WHAT IS EXPECTED:
Provide an exact copy of the data, excluding the images.

DATASET EXCERPT:
-- Start --
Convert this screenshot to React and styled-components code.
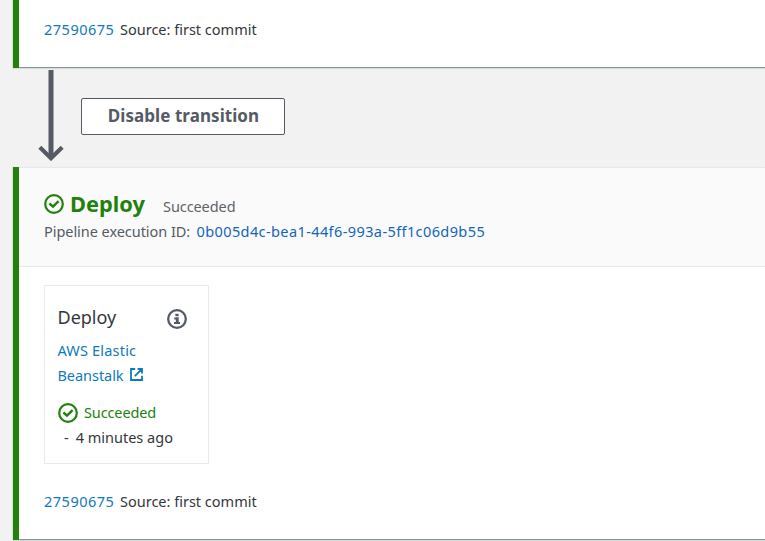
import React from 'react';
import styled, { createGlobalStyle } from 'styled-components';

const Global = createGlobalStyle`
  * { box-sizing: border-box; }
  body {
    margin: 0;
    background: #f2f2f2;
    color: #33373c;
    font-family: "Noto Sans", "Open Sans", sans-serif;
    font-size: 14.5px;
    overflow: hidden;
  }
  svg { display: block; flex: none; }
`;

const Page = styled.main`
  width: 765px;
  height: 541px;
  padding-left: 13px;
  overflow: hidden;
`;

const Stage = styled.section`
  height: ${(p) => p.$height}px;
  border-left: 6px solid #22810c;
  background: #fff;
  box-shadow: inset 0 -1px 0 #879596, 0 1px 1px #d9dcdc, -1px 0 1px #dfe3df;
`;

const StageHeader = styled.header`
  height: 100px;
  padding: 21px 0 0 25px;
  background: #fafafa;
  border-top: 1px solid #e6e9e9;
  border-bottom: 1px solid #e6e9e9;
`;

const Text = styled.span`
  display: block;
  flex: none;
  white-space: nowrap;
  color: ${(p) => p.$color || 'inherit'};
  font-size: ${(p) => p.$size || 14.5}px;
  font-weight: ${(p) => p.$weight || 400};
  letter-spacing: ${(p) => p.$track || 0}px;
  line-height: ${(p) => p.$line || 24}px;
`;

const Link = styled(Text).attrs({ as: 'a' })`
  color: ${(p) => p.$color || '#0f79be'};
  text-decoration: none;
`;

const Row = styled.div`
  display: flex;
  align-items: center;
  height: ${(p) => p.$height || 24}px;
  gap: ${(p) => p.$gap || 0}px;
`;

const Revision = styled.div`
  display: flex;
  padding: ${(p) => p.$top}px 0 0 25px;
`;

const RevisionLink = styled(Link)`
  width: 76px;
`;

const StageTitle = styled(Text).attrs({ as: 'h2' })`
  width: 93px;
  margin: 0 0 0 6px;
`;

const StageStatus = styled(Text)`
  padding-top: 4px;
`;

const IdLabel = styled(Text)`
  width: 152.5px;
`;

const Transition = styled.div`
  display: flex;
  height: 99px;
  padding-left: 25px;
`;

const DisableButton = styled.button`
  width: 204px;
  height: 37px;
  margin: 30px 0 0 17px;
  padding: 0 0 2px 1px;
  border: 1px solid #545b64;
  border-radius: 2px;
  background: #fff;
  color: #545b64;
  font: 700 17px/33px "Noto Sans", sans-serif;
  letter-spacing: 0.06px;
  white-space: nowrap;
`;

const ActionCard = styled.article`
  width: 165px;
  height: 179px;
  margin: 18px 0 0 25px;
  padding: 18px 12px 0 12.5px;
  border: 1px solid #eaeaea;
`;

const CardHeader = styled.div`
  display: flex;
  justify-content: space-between;
  align-items: center;
  height: 28px;
  padding-right: 9px;
  margin-bottom: 6px;
`;

const CardTitle = styled(Text).attrs({ as: 'h3' })`
  margin: -2px 0 0;
`;

const InfoButton = styled.span`
  margin-top: 2px;
`;

const ExternalMark = styled.span`
  margin-bottom: 2px;
`;

const Status = styled(Row)`
  margin-top: 12px;
`;

const Time = styled.div`
  display: flex;
  padding-left: 6.5px;
  gap: 7px;
`;

const CheckIcon = () => (
  <svg width="20" height="20" viewBox="0 0 20 20" fill="none" stroke="#22810c">
    <circle cx="10" cy="10" r="8.8" strokeWidth="2.2" />
    <path d="M5.4 9.5 9 12.7 14.6 7.2" strokeWidth="2.4" />
  </svg>
);

const InfoIcon = () => (
  <svg width="20" height="20" viewBox="0 0 20 20" fill="none" stroke="#545b64">
    <circle cx="10" cy="10" r="8.8" strokeWidth="2.3" />
    <path d="M8.4 6h3.2" strokeWidth="2.4" />
    <path d="M7.2 9.4h3v4M7 13.9h6" strokeWidth="2" />
    <path d="M10.2 8.4v5.5" strokeWidth="2.8" />
  </svg>
);

const ExternalIcon = () => (
  <svg width="13" height="13" viewBox="0 0 13 13" fill="none" stroke="#0f79be" strokeWidth="1.8">
    <path d="M5.2 1H1v11h11V7.8M7.6 1H12v4.4M11.8 1.2 4.8 8.2" />
  </svg>
);

const ArrowIcon = () => (
  <svg width="26" height="93" viewBox="0 0 26 93" fill="none" stroke="#545b64">
    <path d="M13 2v88" strokeWidth="5" />
    <path d="M1.8 79.2 13 90.2 24.2 79.2" strokeWidth="4.2" />
  </svg>
);

const SourceRevision = ({ top }) => (
  <Revision $top={top}>
    <RevisionLink $track={0.5}>27590675</RevisionLink>
    <Text>Source: first commit</Text>
  </Revision>
);

export default function App() {
  return (
    <>
      <Global />
      <Page>
        <Stage $height={68}>
          <SourceRevision top={17} />
        </Stage>
        <Transition>
          <ArrowIcon />
          <DisableButton>Disable transition</DisableButton>
        </Transition>
        <Stage $height={373}>
          <StageHeader>
            <Row $height={30}>
              <CheckIcon />
              <StageTitle $color="#22810c" $size={21.8} $weight={700} $line={30}>Deploy</StageTitle>
              <StageStatus $color="#5f6368" $track={-0.08}>Succeeded</StageStatus>
            </Row>
            <Row>
              <IdLabel $color="#545b64" $track={-0.05}>Pipeline execution ID:</IdLabel>
              <Link $color="#1166bb" $track={0.4}>0b005d4c-bea1-44f6-993a-5ff1c06d9b55</Link>
            </Row>
          </StageHeader>
          <ActionCard>
            <CardHeader>
              <CardTitle $size={18} $line={28}>Deploy</CardTitle>
              <InfoButton><InfoIcon /></InfoButton>
            </CardHeader>
            <Link $line={25} $track={0.18}>AWS Elastic</Link>
            <Row $height={25} $gap={6.5}>
              <Link $line={25} $track={-0.05}>Beanstalk</Link>
              <ExternalMark><ExternalIcon /></ExternalMark>
            </Row>
            <Status $height={25} $gap={6.5}>
              <CheckIcon />
              <Text $color="#22810c" $line={25} $track={-0.12}>Succeeded</Text>
            </Status>
            <Time>
              <Text $line={25}>-</Text>
              <Text $line={25}>4 minutes ago</Text>
            </Time>
          </ActionCard>
          <SourceRevision top={25} />
        </Stage>
      </Page>
    </>
  );
}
-- End --
ANSWER FOR THIS EXERCISE:
Convert this screenshot to React and styled-components code.
import React from 'react';
import styled, { createGlobalStyle } from 'styled-components';

const Global = createGlobalStyle`
  * { box-sizing: border-box; }
  body {
    margin: 0;
    background: #f2f2f2;
    color: #33373c;
    font-family: "Noto Sans", "Open Sans", sans-serif;
    font-size: 14.5px;
    overflow: hidden;
  }
  svg { display: block; flex: none; }
`;

const Page = styled.main`
  width: 765px;
  height: 541px;
  padding-left: 13px;
  overflow: hidden;
`;

const Stage = styled.section`
  height: ${(p) => p.$height}px;
  border-left: 6px solid #22810c;
  background: #fff;
  box-shadow: inset 0 -1px 0 #879596, 0 1px 1px #d9dcdc, -1px 0 1px #dfe3df;
`;

const StageHeader = styled.header`
  height: 100px;
  padding: 21px 0 0 25px;
  background: #fafafa;
  border-top: 1px solid #e6e9e9;
  border-bottom: 1px solid #e6e9e9;
`;

const Text = styled.span`
  display: block;
  flex: none;
  white-space: nowrap;
  color: ${(p) => p.$color || 'inherit'};
  font-size: ${(p) => p.$size || 14.5}px;
  font-weight: ${(p) => p.$weight || 400};
  letter-spacing: ${(p) => p.$track || 0}px;
  line-height: ${(p) => p.$line || 24}px;
`;

const Link = styled(Text).attrs({ as: 'a' })`
  color: ${(p) => p.$color || '#0f79be'};
  text-decoration: none;
`;

const Row = styled.div`
  display: flex;
  align-items: center;
  height: ${(p) => p.$height || 24}px;
  gap: ${(p) => p.$gap || 0}px;
`;

const Revision = styled.div`
  display: flex;
  padding: ${(p) => p.$top}px 0 0 25px;
`;

const RevisionLink = styled(Link)`
  width: 76px;
`;

const StageTitle = styled(Text).attrs({ as: 'h2' })`
  width: 93px;
  margin: 0 0 0 6px;
`;

const StageStatus = styled(Text)`
  padding-top: 4px;
`;

const IdLabel = styled(Text)`
  width: 152.5px;
`;

const Transition = styled.div`
  display: flex;
  height: 99px;
  padding-left: 25px;
`;

const DisableButton = styled.button`
  width: 204px;
  height: 37px;
  margin: 30px 0 0 17px;
  padding: 0 0 2px 1px;
  border: 1px solid #545b64;
  border-radius: 2px;
  background: #fff;
  color: #545b64;
  font: 700 17px/33px "Noto Sans", sans-serif;
  letter-spacing: 0.06px;
  white-space: nowrap;
`;

const ActionCard = styled.article`
  width: 165px;
  height: 179px;
  margin: 18px 0 0 25px;
  padding: 18px 12px 0 12.5px;
  border: 1px solid #eaeaea;
`;

const CardHeader = styled.div`
  display: flex;
  justify-content: space-between;
  align-items: center;
  height: 28px;
  padding-right: 9px;
  margin-bottom: 6px;
`;

const CardTitle = styled(Text).attrs({ as: 'h3' })`
  margin: -2px 0 0;
`;

const InfoButton = styled.span`
  margin-top: 2px;
`;

const ExternalMark = styled.span`
  margin-bottom: 2px;
`;

const Status = styled(Row)`
  margin-top: 12px;
`;

const Time = styled.div`
  display: flex;
  padding-left: 6.5px;
  gap: 7px;
`;

const CheckIcon = () => (
  <svg width="20" height="20" viewBox="0 0 20 20" fill="none" stroke="#22810c">
    <circle cx="10" cy="10" r="8.8" strokeWidth="2.2" />
    <path d="M5.4 9.5 9 12.7 14.6 7.2" strokeWidth="2.4" />
  </svg>
);

const InfoIcon = () => (
  <svg width="20" height="20" viewBox="0 0 20 20" fill="none" stroke="#545b64">
    <circle cx="10" cy="10" r="8.8" strokeWidth="2.3" />
    <path d="M8.4 6h3.2" strokeWidth="2.4" />
    <path d="M7.2 9.4h3v4M7 13.9h6" strokeWidth="2" />
    <path d="M10.2 8.4v5.5" strokeWidth="2.8" />
  </svg>
);

const ExternalIcon = () => (
  <svg width="13" height="13" viewBox="0 0 13 13" fill="none" stroke="#0f79be" strokeWidth="1.8">
    <path d="M5.2 1H1v11h11V7.8M7.6 1H12v4.4M11.8 1.2 4.8 8.2" />
  </svg>
);

const ArrowIcon = () => (
  <svg width="26" height="93" viewBox="0 0 26 93" fill="none" stroke="#545b64">
    <path d="M13 2v88" strokeWidth="5" />
    <path d="M1.8 79.2 13 90.2 24.2 79.2" strokeWidth="4.2" />
  </svg>
);

const SourceRevision = ({ top }) => (
  <Revision $top={top}>
    <RevisionLink $track={0.5}>27590675</RevisionLink>
    <Text>Source: first commit</Text>
  </Revision>
);

export default function App() {
  return (
    <>
      <Global />
      <Page>
        <Stage $height={68}>
          <SourceRevision top={17} />
        </Stage>
        <Transition>
          <ArrowIcon />
          <DisableButton>Disable transition</DisableButton>
        </Transition>
        <Stage $height={373}>
          <StageHeader>
            <Row $height={30}>
              <CheckIcon />
              <StageTitle $color="#22810c" $size={21.8} $weight={700} $line={30}>Deploy</StageTitle>
              <StageStatus $color="#5f6368" $track={-0.08}>Succeeded</StageStatus>
            </Row>
            <Row>
              <IdLabel $color="#545b64" $track={-0.05}>Pipeline execution ID:</IdLabel>
              <Link $color="#1166bb" $track={0.4}>0b005d4c-bea1-44f6-993a-5ff1c06d9b55</Link>
            </Row>
          </StageHeader>
          <ActionCard>
            <CardHeader>
              <CardTitle $size={18} $line={28}>Deploy</CardTitle>
              <InfoButton><InfoIcon /></InfoButton>
            </CardHeader>
            <Link $line={25} $track={0.18}>AWS Elastic</Link>
            <Row $height={25} $gap={6.5}>
              <Link $line={25} $track={-0.05}>Beanstalk</Link>
              <ExternalMark><ExternalIcon /></ExternalMark>
            </Row>
            <Status $height={25} $gap={6.5}>
              <CheckIcon />
              <Text $color="#22810c" $line={25} $track={-0.12}>Succeeded</Text>
            </Status>
            <Time>
              <Text $line={25}>-</Text>
              <Text $line={25}>4 minutes ago</Text>
            </Time>
          </ActionCard>
          <SourceRevision top={25} />
        </Stage>
      </Page>
    </>
  );
}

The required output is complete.